Die landesweiten Proteste führten bereits wenige Wochen nach Verabschiedung zur Außerkraftsetzung der Notstandsdekrete, die die Gesetze zur Umstrukturierung begleiten sollten. Als Antwort auf den Druck der Straße rief die Regierung Lehrer*innen und Ärzt*innen zu einem Dialog auf. Die von der Regierung zum Dialog eingeladenen Personen waren allerdings keine Vertreter*innen der Plattform für die Verteidigung der Bildung und Gesundheit, sondern gelten als der Regierung nahestehende Personen. Um an einem Dialog teilzunehmen, fordert die Plattform unter anderem die Teilnahme aller in der Plattform vertretenen Organisationen am Dialog, das Ende der Repressionen gegen Lehrer*innen und Ärzt*innen, die Untersuchung der Todesfälle mit Gewalteinwirkung bei den Protesten und eine internationale Vermittlung. Dabei solidarisiert sich die Plattform auch mit anderen Kämpfen, wie der Forderung nach Demilitarisierung der Dörfer Guapinol, Pajuiles und Guadalupe Carney, die sich im Widerstand gegen verschiedene zerstörerische Megaprojekte, wie Bergbau und Wasserkraftwerke, in der Region befinden und sich ebenso mit den Aktionen der Plattform soldarisieren.

Der systematischen Abbau von Grundrechten seit 2009 führte zur Krise


Die Regierung lehnte die Punkte jedoch bisher ab. Deshalb rief die Plattform zu einem alternativen und breiten gesellschaftlichen Dialog auf, zu dem neben Gewerkschaften und sozialen und Basisorganisationen auch Regierungsvertreter*innen eingeladen wurden. Bei einem ersten Treffen am 18. Juni in der Hauptstadt Tegucigalpa nahmen Hunderte von Delegierten aus dem ganzen Land teil. Ziel des Dialoges ist eine Analyse der Stärken und Schwächen des nationalen Bildungs- und Gesundheitssystems und die Erarbeitung einer Strategie zu deren Verbesserung.
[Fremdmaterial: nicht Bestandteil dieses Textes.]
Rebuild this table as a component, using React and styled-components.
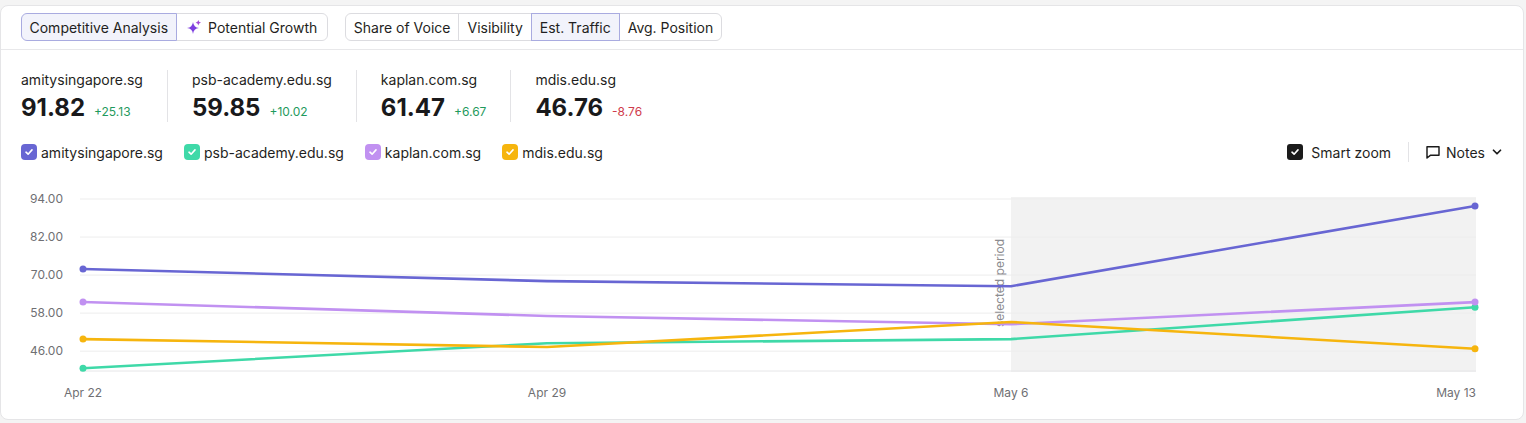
import React from "react";
import styled, { createGlobalStyle } from "styled-components";

const GlobalStyle = createGlobalStyle`
  html, body { margin: 0; padding: 0; background: #f4f4f4; }
  body { font-family: Inter, "Noto Sans", Arial, sans-serif; color: #1b1b1b; }
  * { box-sizing: border-box; }
`;

const Page = styled.div`
  padding: 5px 2px 3px 0;
`;

const Card = styled.div`
  background: #fff;
  border: 1px solid #e5e5e7;
  border-radius: 8px;
  height: 415px;
  overflow: hidden;
  display: flex;
  flex-direction: column;
`;

const Header = styled.div`
  display: flex;
  gap: 17px;
  padding: 7px 20px 8px;
  border-bottom: 1px solid #e8e8ea;
`;

const SegGroup = styled.div`
  display: flex;
`;

const Seg = styled.div`
  position: relative;
  z-index: ${(p) => (p.$active ? 1 : 0)};
  height: 28px;
  display: flex;
  align-items: center;
  gap: 6px;
  padding: 0 ${(p) => p.$pad || 8}px;
  font-size: 14px;
  color: #1f1f22;
  white-space: nowrap;
  background: ${(p) => (p.$active ? "#f2f3fb" : "#fff")};
  border: 1px solid ${(p) => (p.$active ? "#a9abe0" : "#dcdce0")};
  margin-left: -1px;
  &:first-child { margin-left: 0; border-radius: 6px 0 0 6px; }
  &:last-child { border-radius: 0 6px 6px 0; }
`;

const Metrics = styled.div`
  display: flex;
  padding: 20px 20px 0;
`;

const Metric = styled.div`
  display: flex;
  flex-direction: column;
  padding: 0 24px;
  border-left: 1px solid #e3e3e6;
  &:first-child { padding-left: 0; border-left: none; }
`;

const MetricLabel = styled.div`
  font-size: 14px;
  line-height: 20px;
  color: #1f1f22;
`;

const ValueRow = styled.div`
  display: flex;
  align-items: baseline;
  gap: 9px;
  margin-top: 4px;
`;

const Value = styled.span`
  font-size: 24px;
  line-height: 28px;
  font-weight: 700;
  color: #19191b;
`;

const Delta = styled.span`
  font-size: 12px;
  color: ${(p) => (p.$neg ? "#cf3b4c" : "#1f9a5d")};
`;

const LegendRow = styled.div`
  display: flex;
  justify-content: space-between;
  align-items: center;
  height: 20px;
  margin-top: 20px;
  padding: 0 19px 0 20px;
`;

const LegendList = styled.div`
  display: flex;
  align-items: center;
  gap: 21px;
`;

const LegendItem = styled.div`
  display: flex;
  align-items: center;
  gap: 4px;
  font-size: 14px;
  color: #1f1f22;
`;

const Box = styled.span`
  width: 16px;
  height: 16px;
  border-radius: ${(p) => p.$r || 4}px;
  background: ${(p) => p.$color};
  display: inline-flex;
  align-items: center;
  justify-content: center;
  flex: none;
`;

const Tools = styled.div`
  display: flex;
  align-items: center;
`;

const Tool = styled.div`
  display: flex;
  align-items: center;
  gap: ${(p) => p.$gap || 8}px;
  font-size: 14px;
  color: #1f1f22;
`;

const VDivider = styled.div`
  width: 1px;
  height: 20px;
  background: #e3e3e6;
  margin: 0 16px 0 17px;
`;

const ChartSvg = styled.svg`
  display: block;
  margin-top: 12px;
  font-family: Inter, "Noto Sans", Arial, sans-serif;
`;

const Check = () => (
  <svg width="10" height="10" viewBox="0 0 10 10">
    <path d="M2 5.2 L4.1 7.2 L8 2.9" fill="none" stroke="#fff" strokeWidth="1.6" strokeLinecap="round" strokeLinejoin="round" />
  </svg>
);

const Sparkle = () => (
  <svg width="16" height="16" viewBox="0 0 16 16">
    <path d="M7 3 Q7.6 8.4 13 9 Q7.6 9.6 7 15 Q6.4 9.6 1 9 Q6.4 8.4 7 3 Z" fill="#7d3fe0" />
    <path d="M12.3 1 Q12.6 3.4 15 3.7 Q12.6 4 12.3 6.4 Q12 4 9.6 3.7 Q12 3.4 12.3 1 Z" fill="#a54ad8" />
  </svg>
);

const NotesIcon = () => (
  <svg width="16" height="16" viewBox="0 0 24 24" fill="none" stroke="#1b1b1b" strokeWidth="2.2" strokeLinejoin="round">
    <path d="M3 4 H21 V17 H8 L3 21 Z" />
  </svg>
);

const Chevron = () => (
  <svg width="14" height="14" viewBox="0 0 24 24" fill="none" stroke="#1b1b1b" strokeWidth="3" strokeLinecap="round" strokeLinejoin="round">
    <path d="M6 9 L12 15 L18 9" />
  </svg>
);

const metrics = [
  { name: "amitysingapore.sg", value: "91.82", delta: "+25.13" },
  { name: "psb-academy.edu.sg", value: "59.85", delta: "+10.02" },
  { name: "kaplan.com.sg", value: "61.47", delta: "+6.67" },
  { name: "mdis.edu.sg", value: "46.76", delta: "-8.76", neg: true },
];

const series = [
  { name: "amitysingapore.sg", color: "#6866d3", values: [71.9, 68.1, 66.5, 91.82] },
  { name: "psb-academy.edu.sg", color: "#3fd9a8", values: [40.6, 48.5, 49.8, 59.85] },
  { name: "kaplan.com.sg", color: "#c191f1", values: [61.5, 57.1, 54.5, 61.47] },
  { name: "mdis.edu.sg", color: "#f6b50e", values: [49.8, 47.3, 55.2, 46.76] },
];

const xs = [83, 547, 1011, 1475];
const yOf = (v) => 199 + (94 - v) * 3.17;

const linePath = (pts) => pts.map((p, i) => `${i ? "L" : "M"}${p[0]},${p[1]}`).join(" ");

const yTicks = [94, 82, 70, 58, 46];
const xTicks = [
  { label: "Apr 22", x: 83, anchor: "middle" },
  { label: "Apr 29", x: 547, anchor: "middle" },
  { label: "May 6", x: 1011, anchor: "middle" },
  { label: "May 13", x: 1476, anchor: "end" },
];

const Chart = () => (
  <ChartSvg width="1522" height="235" viewBox="1 174 1522 235">
    <rect x="1011" y="197" width="465" height="175" fill="#f2f2f2" />
    {yTicks.map((v) => (
      <g key={v}>
        <line x1="80" x2="1476" y1={yOf(v)} y2={yOf(v)} stroke="#ededed" strokeWidth="1" />
        <text x="63" y={yOf(v) + 4} textAnchor="end" fontSize="12" fill="#6f6f73">
          {v.toFixed(2)}
        </text>
      </g>
    ))}
    <line x1="80" x2="1476" y1="371" y2="371" stroke="#e6e6e8" strokeWidth="1" />
    {xTicks.map((t) => (
      <text key={t.label} x={t.x} y="397" textAnchor={t.anchor} fontSize="12" fill="#6f6f73">
        {t.label}
      </text>
    ))}
    <text x="1004" y="283" transform="rotate(-90 1004 283)" textAnchor="middle" fontSize="12" fill="#8c8c90">
      selected period
    </text>
    {series.map((s) => {
      const pts = s.values.map((v, i) => [xs[i], yOf(v)]);
      return (
        <g key={s.name}>
          <path d={linePath(pts)} fill="none" stroke={s.color} strokeWidth="2.6" strokeLinejoin="round" />
          <circle cx={pts[0][0]} cy={pts[0][1]} r="3.5" fill={s.color} />
          <circle cx={pts[3][0]} cy={pts[3][1]} r="3.5" fill={s.color} />
        </g>
      );
    })}
  </ChartSvg>
);

export default function App() {
  return (
    <>
      <GlobalStyle />
      <Page>
        <Card>
          <Header>
            <SegGroup>
              <Seg $active $pad={7.5}>Competitive Analysis</Seg>
              <Seg $pad={9.5}>
                <Sparkle />
                Potential Growth
              </Seg>
            </SegGroup>
            <SegGroup>
              <Seg>Share of Voice</Seg>
              <Seg>Visibility</Seg>
              <Seg $active>Est. Traffic</Seg>
              <Seg>Avg. Position</Seg>
            </SegGroup>
          </Header>
          <Metrics>
            {metrics.map((m) => (
              <Metric key={m.name}>
                <MetricLabel>{m.name}</MetricLabel>
                <ValueRow>
                  <Value>{m.value}</Value>
                  <Delta $neg={m.neg}>{m.delta}</Delta>
                </ValueRow>
              </Metric>
            ))}
          </Metrics>
          <LegendRow>
            <LegendList>
              {series.map((s) => (
                <LegendItem key={s.name}>
                  <Box $color={s.color}>
                    <Check />
                  </Box>
                  {s.name}
                </LegendItem>
              ))}
            </LegendList>
            <Tools>
              <Tool>
                <Box $color="#1b1b1b" $r={3}>
                  <Check />
                </Box>
                Smart zoom
              </Tool>
              <VDivider />
              <Tool $gap={5}>
                <NotesIcon />
                Notes
                <Chevron />
              </Tool>
            </Tools>
          </LegendRow>
          <Chart />
        </Card>
      </Page>
    </>
  );
}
Unterdessen nehmen die Proteste kein Ende, bis die umstrittenen Gesetze endgültig außer Kraft gesetzt werden. „Wir werden nicht aufhören, zu landesweiten Protesten zu mobilisieren“, erklärt Ligia Ramos, Sprecherin der Plattform gegenüber der Internatio­nalen Nahrungsmittelgewerkschaft Rel-Uita. „Wir müssen die Regierung dazu zwingen, diese Gesetze abzuschaffen und einem neuen Modell die Tür zu öffnen, das wir gerade gemeinsam mit der Bevölkerung entwickeln.“
Obwohl die Zustimmung für Hernández im Land selbst sehr gering ist, halten die USA und die Europäische Union weiter an ihrem Verbündeten fest. Die aktuelle Krise ist das Produkt des Bruchs der verfassungsmäßigen Ordnung durch den Putsch 2009 und dem seither stattfindenden systematischen Abbau von Grundrechten und zivil-gesellschaftlichen Handlungsräumen. Wie schon vor zehn Jahren, bleibt den Honduraner*innen nur der massive Protest auf der Straße. Und wie nach dem zivil-militärischen Putsch und dem Wahlbetrug von 2017 zeigt sich die internationale Gemeinschaft bisher gegenüber den Menschenrechtsverletzungen in Honduras blind.